Evan's guest post
2105, 01.06.05
Bow of the H.M.S. Bounty standing bow watch at twenty-one-oh-five.
The sea was just answering the question I had posed to Allison: what experience had left the greatest impression on her in these first few days. I had been starring at the water and a white trail zipped past, weaving at high speed like a dorsal fin of a shark. But once several appeared in and among each other, breaching regularly it was clearly a pod of dolphins. They churned up the phosphorescent microorganisms as they sped through the water leaving long glowing trails. Allison remarked that at first she thought they were eels, the trails were so brilliant and long. They were back into the fog bank obscured from sight in less than a minute leaving only the sounds of their exhalations carried clearly over the still night water as they swam away. Doubtlessly circling and following and chasing each other in the familiar way easily recognized--or easily anthropomorphized as affection.
Elettra even shrieked with glee when see relieved us and we told her the only sighting on our bow watch was of dolphins.

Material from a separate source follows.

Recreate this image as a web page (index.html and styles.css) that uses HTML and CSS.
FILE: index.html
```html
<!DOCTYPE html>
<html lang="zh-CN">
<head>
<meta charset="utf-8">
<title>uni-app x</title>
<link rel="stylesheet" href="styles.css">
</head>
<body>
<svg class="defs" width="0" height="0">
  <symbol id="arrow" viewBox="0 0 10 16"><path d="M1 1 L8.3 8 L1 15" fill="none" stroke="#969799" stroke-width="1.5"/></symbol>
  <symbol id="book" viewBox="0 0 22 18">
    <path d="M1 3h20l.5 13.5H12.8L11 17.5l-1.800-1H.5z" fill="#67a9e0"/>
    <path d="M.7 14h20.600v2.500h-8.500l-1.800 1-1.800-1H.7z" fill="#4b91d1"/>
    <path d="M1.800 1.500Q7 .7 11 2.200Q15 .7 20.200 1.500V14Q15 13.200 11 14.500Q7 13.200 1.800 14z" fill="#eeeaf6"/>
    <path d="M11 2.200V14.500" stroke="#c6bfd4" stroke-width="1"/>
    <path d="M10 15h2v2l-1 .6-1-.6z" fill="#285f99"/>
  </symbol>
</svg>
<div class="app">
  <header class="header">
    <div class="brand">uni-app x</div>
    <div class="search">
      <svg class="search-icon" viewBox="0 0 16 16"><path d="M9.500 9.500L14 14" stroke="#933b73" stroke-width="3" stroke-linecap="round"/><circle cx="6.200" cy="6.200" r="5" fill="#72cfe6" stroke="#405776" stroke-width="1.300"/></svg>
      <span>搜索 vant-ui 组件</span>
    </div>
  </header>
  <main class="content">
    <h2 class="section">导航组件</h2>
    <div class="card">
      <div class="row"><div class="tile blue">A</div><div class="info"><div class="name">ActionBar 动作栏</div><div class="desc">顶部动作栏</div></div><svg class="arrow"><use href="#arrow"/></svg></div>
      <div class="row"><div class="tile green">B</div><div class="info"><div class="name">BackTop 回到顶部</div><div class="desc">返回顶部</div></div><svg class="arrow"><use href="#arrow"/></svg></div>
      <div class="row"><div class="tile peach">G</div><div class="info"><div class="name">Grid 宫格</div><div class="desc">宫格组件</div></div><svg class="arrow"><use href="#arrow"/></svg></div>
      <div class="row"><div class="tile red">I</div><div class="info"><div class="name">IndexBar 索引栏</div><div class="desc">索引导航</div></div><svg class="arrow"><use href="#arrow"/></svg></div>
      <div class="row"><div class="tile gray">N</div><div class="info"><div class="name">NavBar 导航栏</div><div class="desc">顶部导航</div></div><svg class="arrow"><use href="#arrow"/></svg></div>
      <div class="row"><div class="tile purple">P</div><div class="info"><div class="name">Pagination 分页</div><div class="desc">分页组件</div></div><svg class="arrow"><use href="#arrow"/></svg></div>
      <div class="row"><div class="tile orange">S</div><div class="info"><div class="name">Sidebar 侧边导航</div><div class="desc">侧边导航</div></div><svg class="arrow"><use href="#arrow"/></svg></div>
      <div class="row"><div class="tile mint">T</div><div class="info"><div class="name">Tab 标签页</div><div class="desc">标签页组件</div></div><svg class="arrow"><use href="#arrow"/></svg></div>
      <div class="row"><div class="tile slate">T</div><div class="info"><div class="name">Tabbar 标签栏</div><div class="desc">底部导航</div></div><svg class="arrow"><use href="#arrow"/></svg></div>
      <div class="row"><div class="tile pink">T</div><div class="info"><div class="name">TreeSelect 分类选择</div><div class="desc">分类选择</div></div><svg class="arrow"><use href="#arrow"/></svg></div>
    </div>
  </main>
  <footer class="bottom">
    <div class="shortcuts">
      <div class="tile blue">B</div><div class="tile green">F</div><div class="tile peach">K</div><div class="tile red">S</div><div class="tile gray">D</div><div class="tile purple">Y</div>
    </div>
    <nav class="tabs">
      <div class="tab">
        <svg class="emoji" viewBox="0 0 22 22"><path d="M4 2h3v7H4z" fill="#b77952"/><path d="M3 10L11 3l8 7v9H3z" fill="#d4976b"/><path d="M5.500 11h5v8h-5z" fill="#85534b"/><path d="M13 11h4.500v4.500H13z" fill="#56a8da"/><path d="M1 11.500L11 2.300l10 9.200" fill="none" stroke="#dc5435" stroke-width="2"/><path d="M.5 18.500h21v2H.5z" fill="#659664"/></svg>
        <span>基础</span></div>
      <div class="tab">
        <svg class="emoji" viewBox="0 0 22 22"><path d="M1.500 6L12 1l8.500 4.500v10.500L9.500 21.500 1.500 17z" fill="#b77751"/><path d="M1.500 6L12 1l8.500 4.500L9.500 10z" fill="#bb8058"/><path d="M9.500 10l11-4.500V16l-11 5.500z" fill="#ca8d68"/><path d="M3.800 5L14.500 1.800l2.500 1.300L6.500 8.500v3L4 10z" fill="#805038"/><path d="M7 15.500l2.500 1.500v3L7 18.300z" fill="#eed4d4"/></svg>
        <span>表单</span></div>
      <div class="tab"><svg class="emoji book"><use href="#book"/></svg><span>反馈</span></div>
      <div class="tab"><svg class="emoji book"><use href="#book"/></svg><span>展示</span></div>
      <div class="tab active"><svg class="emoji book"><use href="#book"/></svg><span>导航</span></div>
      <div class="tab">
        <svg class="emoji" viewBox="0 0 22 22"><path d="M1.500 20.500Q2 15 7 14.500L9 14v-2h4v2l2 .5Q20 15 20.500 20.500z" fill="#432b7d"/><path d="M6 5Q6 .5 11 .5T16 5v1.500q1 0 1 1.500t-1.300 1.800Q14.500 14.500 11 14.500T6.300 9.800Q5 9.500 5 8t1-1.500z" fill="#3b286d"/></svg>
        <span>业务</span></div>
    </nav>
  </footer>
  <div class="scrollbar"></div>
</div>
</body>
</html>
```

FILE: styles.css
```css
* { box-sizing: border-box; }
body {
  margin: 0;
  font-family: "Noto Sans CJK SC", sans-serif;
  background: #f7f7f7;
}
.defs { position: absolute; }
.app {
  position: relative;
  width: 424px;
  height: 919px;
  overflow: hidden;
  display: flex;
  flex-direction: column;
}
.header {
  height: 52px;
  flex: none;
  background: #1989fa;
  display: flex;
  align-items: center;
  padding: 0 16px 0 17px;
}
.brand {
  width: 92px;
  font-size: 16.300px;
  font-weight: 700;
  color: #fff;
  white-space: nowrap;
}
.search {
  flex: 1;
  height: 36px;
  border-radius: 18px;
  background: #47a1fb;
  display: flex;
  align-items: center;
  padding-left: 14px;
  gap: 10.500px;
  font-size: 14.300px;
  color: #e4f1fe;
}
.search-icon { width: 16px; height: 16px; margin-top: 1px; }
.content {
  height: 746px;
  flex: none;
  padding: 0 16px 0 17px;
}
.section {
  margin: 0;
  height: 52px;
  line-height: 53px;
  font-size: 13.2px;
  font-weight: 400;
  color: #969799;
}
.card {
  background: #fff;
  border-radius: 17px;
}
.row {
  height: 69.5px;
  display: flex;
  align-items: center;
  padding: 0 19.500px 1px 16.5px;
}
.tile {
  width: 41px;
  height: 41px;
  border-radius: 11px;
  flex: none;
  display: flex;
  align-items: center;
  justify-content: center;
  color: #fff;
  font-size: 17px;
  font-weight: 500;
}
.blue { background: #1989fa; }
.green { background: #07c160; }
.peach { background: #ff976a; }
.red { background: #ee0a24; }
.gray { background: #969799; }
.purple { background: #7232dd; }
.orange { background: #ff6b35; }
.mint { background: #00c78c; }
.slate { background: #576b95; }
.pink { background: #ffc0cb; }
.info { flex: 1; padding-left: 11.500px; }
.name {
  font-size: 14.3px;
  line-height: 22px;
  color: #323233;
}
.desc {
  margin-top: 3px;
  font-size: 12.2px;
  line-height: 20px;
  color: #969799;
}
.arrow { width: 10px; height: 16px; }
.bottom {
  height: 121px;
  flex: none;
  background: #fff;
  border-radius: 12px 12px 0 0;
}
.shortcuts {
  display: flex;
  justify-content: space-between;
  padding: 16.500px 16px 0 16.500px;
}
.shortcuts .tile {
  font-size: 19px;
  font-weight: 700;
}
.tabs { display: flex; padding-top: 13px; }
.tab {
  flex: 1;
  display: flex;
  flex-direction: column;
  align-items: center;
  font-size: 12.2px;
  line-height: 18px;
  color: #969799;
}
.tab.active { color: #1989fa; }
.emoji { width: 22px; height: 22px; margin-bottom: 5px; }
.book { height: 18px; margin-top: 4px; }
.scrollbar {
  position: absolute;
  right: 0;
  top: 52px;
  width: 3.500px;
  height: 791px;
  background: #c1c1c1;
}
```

This was characteristic of our guests. They are enchanted by the sea and its opportunities to instruct. These first few days have found them inquisitive as to the workings of the ship but they are very conscious of the context that any such question or answer on that topic would be in. It is how the ship acts in the sea. They understand that we are bound to it and the wind, water, and weather and that it is in these things that the answers to theirs and every mariner's questions are found. In this way they have already learned the lesson common to us professional sailors as well as their and our common seafaring ancestors since time began.

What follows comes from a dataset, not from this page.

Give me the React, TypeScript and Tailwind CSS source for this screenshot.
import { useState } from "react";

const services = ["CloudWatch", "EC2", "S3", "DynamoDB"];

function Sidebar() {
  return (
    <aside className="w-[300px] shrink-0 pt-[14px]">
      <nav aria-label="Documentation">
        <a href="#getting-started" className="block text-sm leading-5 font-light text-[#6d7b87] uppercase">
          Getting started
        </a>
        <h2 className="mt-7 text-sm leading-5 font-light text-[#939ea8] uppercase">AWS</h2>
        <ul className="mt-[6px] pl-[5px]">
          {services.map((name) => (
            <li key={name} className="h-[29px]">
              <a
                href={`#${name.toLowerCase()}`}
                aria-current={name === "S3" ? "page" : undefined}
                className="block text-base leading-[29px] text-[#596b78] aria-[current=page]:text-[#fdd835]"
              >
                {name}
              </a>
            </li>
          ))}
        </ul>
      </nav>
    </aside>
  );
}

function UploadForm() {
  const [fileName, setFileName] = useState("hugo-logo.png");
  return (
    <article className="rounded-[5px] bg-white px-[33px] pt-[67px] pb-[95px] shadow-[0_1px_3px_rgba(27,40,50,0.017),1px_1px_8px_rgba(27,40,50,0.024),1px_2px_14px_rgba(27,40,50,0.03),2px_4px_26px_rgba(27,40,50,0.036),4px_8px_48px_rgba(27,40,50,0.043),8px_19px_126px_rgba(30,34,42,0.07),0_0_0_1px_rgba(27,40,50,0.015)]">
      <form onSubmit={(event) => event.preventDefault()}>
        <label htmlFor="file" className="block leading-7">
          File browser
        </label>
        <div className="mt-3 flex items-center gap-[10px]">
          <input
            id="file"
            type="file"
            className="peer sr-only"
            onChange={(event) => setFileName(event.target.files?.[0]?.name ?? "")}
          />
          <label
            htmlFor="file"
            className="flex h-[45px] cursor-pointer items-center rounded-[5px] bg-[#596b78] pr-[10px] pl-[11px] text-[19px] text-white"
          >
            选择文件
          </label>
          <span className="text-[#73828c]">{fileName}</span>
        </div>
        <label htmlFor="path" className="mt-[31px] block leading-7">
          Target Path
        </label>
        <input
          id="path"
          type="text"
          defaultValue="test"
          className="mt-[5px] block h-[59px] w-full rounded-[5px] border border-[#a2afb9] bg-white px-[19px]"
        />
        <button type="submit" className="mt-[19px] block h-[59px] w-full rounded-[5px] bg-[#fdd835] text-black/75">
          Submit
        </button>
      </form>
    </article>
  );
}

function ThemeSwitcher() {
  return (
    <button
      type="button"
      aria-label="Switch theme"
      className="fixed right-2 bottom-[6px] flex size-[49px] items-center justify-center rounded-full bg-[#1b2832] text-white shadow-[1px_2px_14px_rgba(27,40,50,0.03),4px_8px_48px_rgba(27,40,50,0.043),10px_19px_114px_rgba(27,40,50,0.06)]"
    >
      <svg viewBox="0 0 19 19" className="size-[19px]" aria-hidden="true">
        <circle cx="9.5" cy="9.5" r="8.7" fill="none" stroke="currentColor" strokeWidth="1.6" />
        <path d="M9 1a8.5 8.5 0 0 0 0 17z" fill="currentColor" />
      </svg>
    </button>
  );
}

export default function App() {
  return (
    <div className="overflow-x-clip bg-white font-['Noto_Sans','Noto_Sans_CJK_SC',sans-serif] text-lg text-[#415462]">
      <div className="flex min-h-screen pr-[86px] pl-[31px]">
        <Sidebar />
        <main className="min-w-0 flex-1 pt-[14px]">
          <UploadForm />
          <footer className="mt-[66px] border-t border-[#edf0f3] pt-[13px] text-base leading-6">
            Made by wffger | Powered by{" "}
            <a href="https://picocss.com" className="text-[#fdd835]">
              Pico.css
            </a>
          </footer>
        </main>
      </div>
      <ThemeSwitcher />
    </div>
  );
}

Our guests grasp this humbling reality that has confronted sailors that have sought to escape the essential, universal realities that constrained them on land. As on land, nature's dictates of the human condition follow us; they find us upon the vast, trackless sea. But surprisingly enough this apprehension of civilization's wayward fugitives does not frustrate, it does not embitter. For our guests as with our ancient mariners have not been swindled in this transaction. In her generosity nature has given sailors the freedom to rewrite the rules that they left behind. They sail away on their own nation toward the realization of their collective vision of utopia. While sometimes more dictatorial than democratic under the ships hierarchy in formal political binds, they are free to create their own body politik, their own culture independent of the families, peoples, and even languages they left behind.
This promise of hope is the consolation given to sailors for setting forth in to uncertainty and unknown hazard on the high seas. The compromise to allay their being denied the escape they sought. The pact we mariners, sailors and students, have found as we redefine our previously held assumptions and beliefs from what we need to be happy to our tolerance of the erosion of personal hygiene.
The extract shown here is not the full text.